[Front-end source files]
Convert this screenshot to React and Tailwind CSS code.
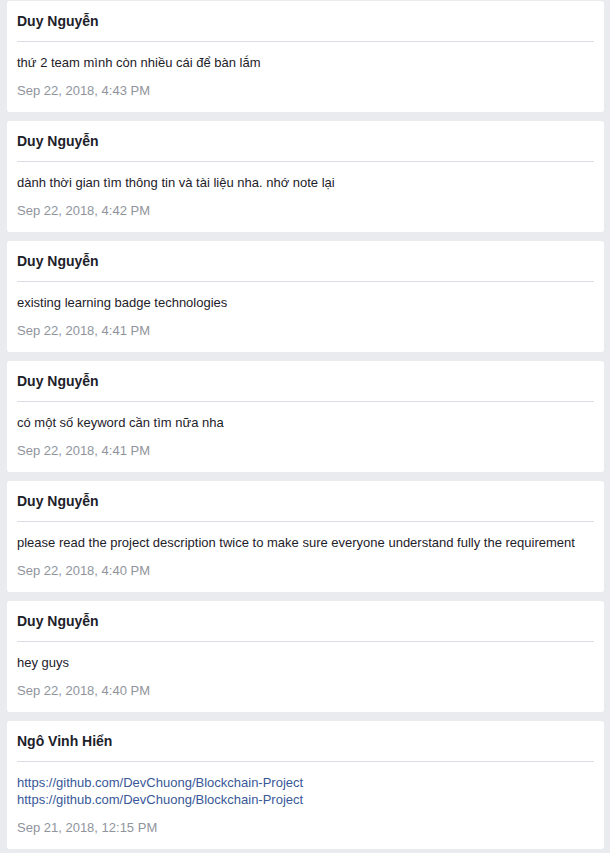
const messages = [
  { id: 1, author: "Duy Nguyễn", lines: ["thứ 2 team mình còn nhiều cái để bàn lắm"], time: "Sep 22, 2018, 4:43 PM" },
  { id: 2, author: "Duy Nguyễn", lines: ["dành thời gian tìm thông tin và tài liệu nha. nhớ note lại"], time: "Sep 22, 2018, 4:42 PM" },
  { id: 3, author: "Duy Nguyễn", lines: ["existing learning badge technologies"], time: "Sep 22, 2018, 4:41 PM" },
  { id: 4, author: "Duy Nguyễn", lines: ["có một số keyword cần tìm nữa nha"], time: "Sep 22, 2018, 4:41 PM" },
  {
    id: 5,
    author: "Duy Nguyễn",
    lines: ["please read the project description twice to make sure everyone understand fully the requirement"],
    time: "Sep 22, 2018, 4:40 PM",
  },
  { id: 6, author: "Duy Nguyễn", lines: ["hey guys"], time: "Sep 22, 2018, 4:40 PM" },
  {
    id: 7,
    author: "Ngô Vinh Hiển",
    links: [
      "https://github.com/DevChuong/Blockchain-Project",
      "https://github.com/DevChuong/Blockchain-Project",
    ],
    time: "Sep 21, 2018, 12:15 PM",
  },
];

function MessageCard({ data }) {
  return (
    <div className="bg-white rounded-[3px] px-[10px]">
      {/* HEADER */}
      <div className="py-[10px] border-b border-[#dadde1]">
        <p className="text-[14px] leading-[20px] font-bold text-[#1d2129]">{data.author}</p>
      </div>

      {/* BODY */}
      <div className="pt-[12px] pb-[13px]">
        {data.lines &&
          data.lines.map((line, i) => (
            <p key={i} className="text-[13px] leading-[17px] text-[#1d2129]">
              {line}
            </p>
          ))}
        {data.links &&
          data.links.map((link, i) => (
            <a key={i} href="#" className="block text-[13px] leading-[17px] text-[#385898]">
              {link}
            </a>
          ))}
        <p className="mt-[11px] text-[13px] leading-[17px] text-[#90949c]">{data.time}</p>
      </div>
    </div>
  );
}

export default function App() {
  return (
    <div
      className="min-h-screen bg-[#e9ebee] pt-px pl-[7px] pr-[6px] pb-[4px]"
      style={{ fontFamily: "'Liberation Sans', Arial, sans-serif" }}
    >
      <div className="flex flex-col gap-[9px]">
        {messages.map((m) => (
          <MessageCard key={m.id} data={m} />
        ))}
      </div>
    </div>
  );
}
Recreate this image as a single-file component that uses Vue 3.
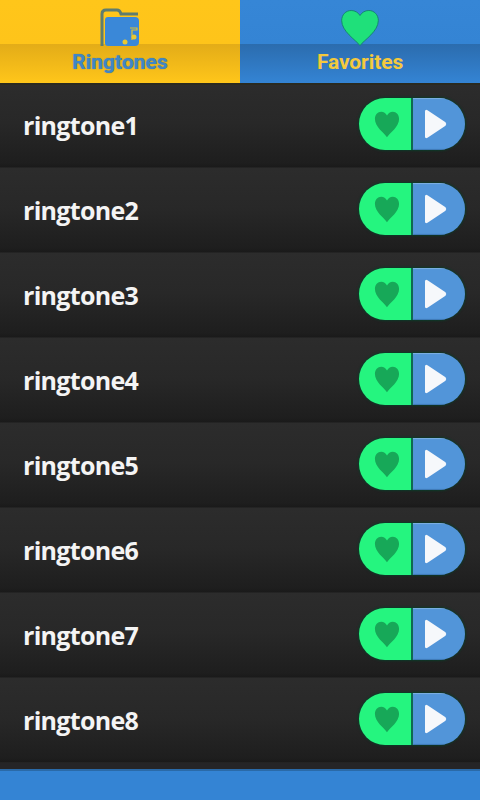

# Task instructions
Where a line holds "this", copy it out.

# Written solution
Convert this screenshot to React and Tailwind CSS code.
Recreate this image as a single-file component that uses Vue 3.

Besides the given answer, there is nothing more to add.